## start
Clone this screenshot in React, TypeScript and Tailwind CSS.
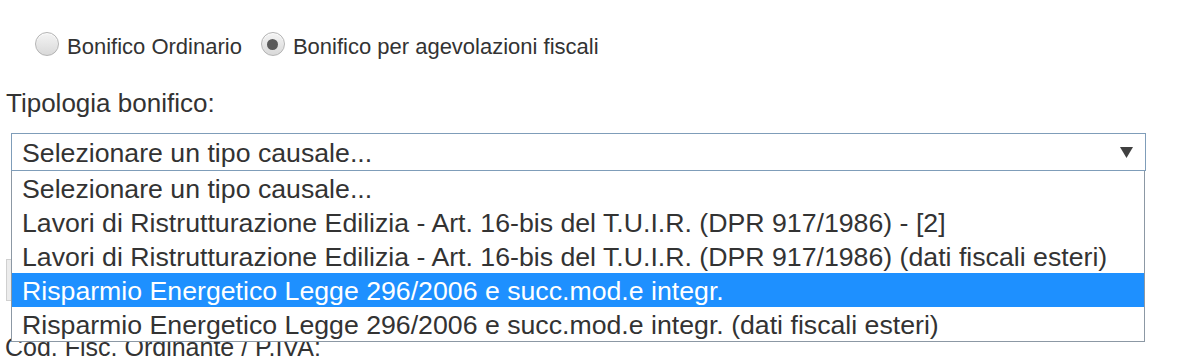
import React, { useState } from 'react';

const options = [
  'Selezionare un tipo causale...',
  'Lavori di Ristrutturazione Edilizia - Art. 16-bis del T.U.I.R. (DPR 917/1986) - [2]',
  'Lavori di Ristrutturazione Edilizia - Art. 16-bis del T.U.I.R. (DPR 917/1986) (dati fiscali esteri)',
  'Risparmio Energetico Legge 296/2006 e succ.mod.e integr.',
  'Risparmio Energetico Legge 296/2006 e succ.mod.e integr. (dati fiscali esteri)',
];

const Radio = ({ checked, label }: { checked: boolean; label: string }) => (
  <label className="flex items-center gap-[8px]">
    <span className="flex h-[24px] w-[24px] items-center justify-center rounded-full border border-[#b4b4b4] bg-gradient-to-b from-[#f4f4f4] to-[#d9d9d9] shadow-[inset_0_1px_1px_rgba(255,255,255,0.8)]">
      {checked && <span className="h-[11px] w-[11px] rounded-full bg-[#5a5a5a]" />}
    </span>
    <span className="text-[22px] leading-none text-[#333] pt-[6px]">{label}</span>
  </label>
);

const App = () => {
  const [selected] = useState(3);

  return (
    <div className="h-[360px] w-[1187px] overflow-hidden bg-white font-['Liberation_Sans',Arial,sans-serif] text-[#333]">
      {/* Tipo bonifico */}
      <div className="flex items-center gap-[19px] pl-[35px] pt-[30px]">
        <Radio checked={false} label="Bonifico Ordinario" />
        <Radio checked={true} label="Bonifico per agevolazioni fiscali" />
      </div>

      <div className="pl-[6px] pt-[32px] text-[26px] leading-none">Tipologia bonifico:</div>

      {/* Select + lista aperta */}
      <div className="relative ml-[11px] mt-[17px] w-[1135px]">
        <div className="flex h-[38px] items-center justify-between border border-[#7f9db9] bg-white pl-[10px] pr-[12px]">
          <span className="pt-[2px] text-[26.7px] leading-none text-[#333]">{options[0]}</span>
          <svg width="13" height="11" viewBox="0 0 13 11">
            <path d="M0 0H13L6.5 11Z" fill="#404040" />
          </svg>
        </div>
        <div className="absolute left-0 top-[38px] z-10 w-[1134px] border border-t-0 border-[#8c98a4] bg-white">
          {options.map((o, i) => (
            <div
              key={i}
              className={
                i === selected
                  ? 'flex h-[34px] items-center bg-[#1e90ff] pl-[10px] pt-[2px] text-[26.7px] leading-none text-white'
                  : 'flex h-[34px] items-center pl-[10px] pt-[2px] text-[26.7px] leading-none text-[#333]'
              }
            >
              {o}
            </div>
          ))}
        </div>
      </div>

      {/* Campi sotto la lista */}
      <div className="ml-[6px] mt-[88px] h-[42px] w-[200px] border border-[#d0d0d0] bg-[#ececec]" />
      <div className="pl-[5px] pt-[34px] text-[25px] leading-none">Cod. Fisc. Ordinante / P.IVA:</div>
    </div>
  );
};

export default App;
## end
WHAT YOU SHOULD DO —
Take each line containing the string "React" and copy it out.

EXERCISE ANSWER —
Clone this screenshot in React, TypeScript and Tailwind CSS.
import React, { useState } from 'react';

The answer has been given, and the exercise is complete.